Auch wir hätten uns gewünscht, dass es dafür eine Mehrheit gibt. Ich kann Ihnen, auch der Opposition, versichern: Wir sind uns nicht nur einig; und auch wenn dieser Antrag heute für erledigt erklärt wird, werden wir uns nach wie vor für die Veränderung der Rahmenfristen einsetzen. Deshalb können wir heute nicht anders, als diesen Antrag in der Sache für erledigt zu erklären und der Beschlussempfehlung des Ausschusses zu folgen, diesen Antrag abzulehnen. - Schönen Dank.

(Beifall bei der SPD)

Danke sehr, Kollege Steppuhn. - Für die Fraktion DIE LINKE spricht die Abgeordnete Frau Dirlich.

Frau Präsidentin! Meine sehr geehrten Damen und Herren! DIE LINKE hatte mit diesem Antrag ein Anliegen aufgegriffen, das schon seit langer Zeit bei Arbeitsmarktakteuren Thema ist. Wir waren davon ausgegangen, dass zu diesem Thema, dass zu diesem Sachverhalt Einigkeit in diesem Haus herzustellen sei.
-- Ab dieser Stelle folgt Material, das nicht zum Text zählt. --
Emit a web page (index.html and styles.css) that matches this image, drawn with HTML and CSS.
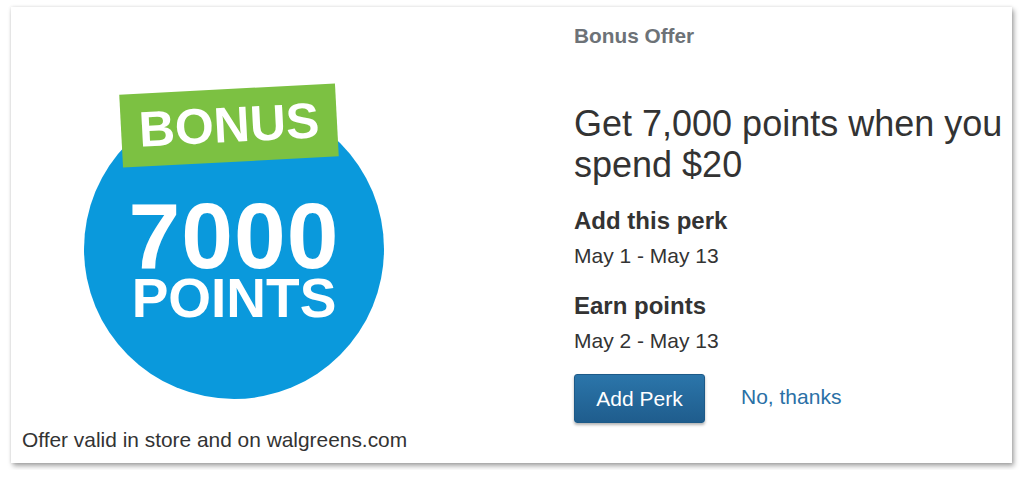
FILE: index.html
```html
<!DOCTYPE html>
<html lang="en">
<head>
<meta charset="utf-8">
<title>Bonus Offer</title>
<link rel="stylesheet" href="styles.css">
</head>
<body>
<div class="card">
  <div class="media">
    <div class="badge">
      <div class="circle">
        <span class="big">7000</span>
        <span class="unit">POINTS</span>
      </div>
      <div class="label">BONUS</div>
    </div>
    <p class="note">Offer valid in store and on walgreens.com</p>
  </div>
  <div class="info">
    <div class="eyebrow">Bonus Offer</div>
    <h1 class="headline">Get 7,000 points when you spend $20</h1>
    <h2 class="sub">Add this perk</h2>
    <p class="dates">May 1 - May 13</p>
    <h2 class="sub sub-2">Earn points</h2>
    <p class="dates">May 2 - May 13</p>
    <div class="actions">
      <button class="btn">Add Perk</button>
      <a class="link" href="#">No, thanks</a>
    </div>
  </div>
</div>
</body>
</html>
```
FILE: styles.css
```css
html, body {
  margin: 0;
  padding: 0;
  background: #ffffff;
}
body {
  padding: 7px 11px;
  font-family: "Liberation Sans", Arial, Helvetica, sans-serif;
  color: #333333;
}
.card {
  width: 1001px;
  display: grid;
  grid-template-columns: 563px 1fr;
  background: #ffffff;
  box-shadow: 2px 3px 5px rgba(0, 0, 0, 0.35), 0 0 3px rgba(0, 0, 0, 0.12);
}
.media {
  display: flex;
  flex-direction: column;
  padding: 0 0 11px 11px;
}
.badge {
  position: relative;
  width: 300px;
  height: 300px;
  margin: 92px 0 0 62px;
}
.circle {
  width: 300px;
  height: 300px;
  border-radius: 50%;
  background: #0a99dc;
  color: #ffffff;
  display: flex;
  flex-direction: column;
  align-items: center;
  padding-top: 102px;
  box-sizing: border-box;
  font-weight: bold;
}
.big {
  font-size: 93px;
  line-height: 70px;
  letter-spacing: 1px;
}
.unit {
  font-size: 55px;
  line-height: 40px;
  margin-top: 7px;
}
.label {
  position: absolute;
  left: 37px;
  top: -10px;
  width: 216px;
  height: 73px;
  background: #7cc142;
  color: #ffffff;
  font-weight: bold;
  font-size: 50px;
  line-height: 73px;
  text-align: center;
  transform: rotate(-3deg);
}
.note {
  margin: 29px 0 0 0;
  font-size: 20.9px;
  line-height: 24px;
  color: #333333;
}
.info {
  padding: 17px 0 0 0;
}
.eyebrow {
  font-size: 20.8px;
  line-height: 23px;
  font-weight: bold;
  color: #6d7277;
}
.headline {
  margin: 56px 0 0 0;
  font-size: 36px;
  line-height: 41px;
  font-weight: normal;
  color: #333333;
}
.sub {
  margin: 22px 0 0 0;
  font-size: 24px;
  line-height: 28px;
  font-weight: bold;
  color: #333333;
}
.sub-2 {
  margin-top: 24px;
}
.dates {
  margin: 9px 0 0 0;
  font-size: 21px;
  line-height: 24px;
}
.actions {
  display: flex;
  align-items: center;
  gap: 36px;
  margin-top: 21px;
}
.btn {
  width: 131px;
  height: 49px;
  border: 1px solid #1d5a88;
  border-radius: 3px;
  background: linear-gradient(#2b75aa, #1f5d8d);
  color: #ffffff;
  font-family: inherit;
  font-size: 21px;
  padding: 0;
  box-shadow: 0 2px 3px rgba(0, 0, 0, 0.3);
}
.link {
  font-size: 21px;
  color: #2a70a6;
  text-decoration: none;
  margin-bottom: 4px;
}
```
Wir haben uns bei der Erarbeitung dieses Antrages deshalb auch auf Punkte konzentriert, die genau diese Chance haben und die uns besonders am Herzen liegen.

Nimmt man den Bericht der Landesregierung dazu ernst, hat es zunächst ganz genau so ausgesehen. Die Landesregierung hatte schon im Jahr 2011 - der Minister hat es gesagt - bei der Arbeitsministerkonferenz das Anliegen vorgetragen. Die sogenannten A-Länder haben im Jahr 2012 im Bundestag einen entsprechenden Vorstoß unternommen, der allerdings nicht zum Erfolg geführt hat.

Das alles war noch vor der Einreichung unseres Antrages und das Gesetz war nicht geändert.

Der Bundesrat hat dann zumindest empfohlen, das Thema bei der anstehenden Änderung des SGB III zu berücksichtigen. Die Länder sind sogar davon ausgegangen, dass diese Frage bei einer Gesetzesänderung ohnehin aufgegriffen wird. Darauf, meine Damen und Herren - ich sage immer, wir warten nur noch -, warten wir nun seit Ende Juni 2013. Schauen Sie einmal auf die Uhr, damit Sie wissen, wie spät es ist.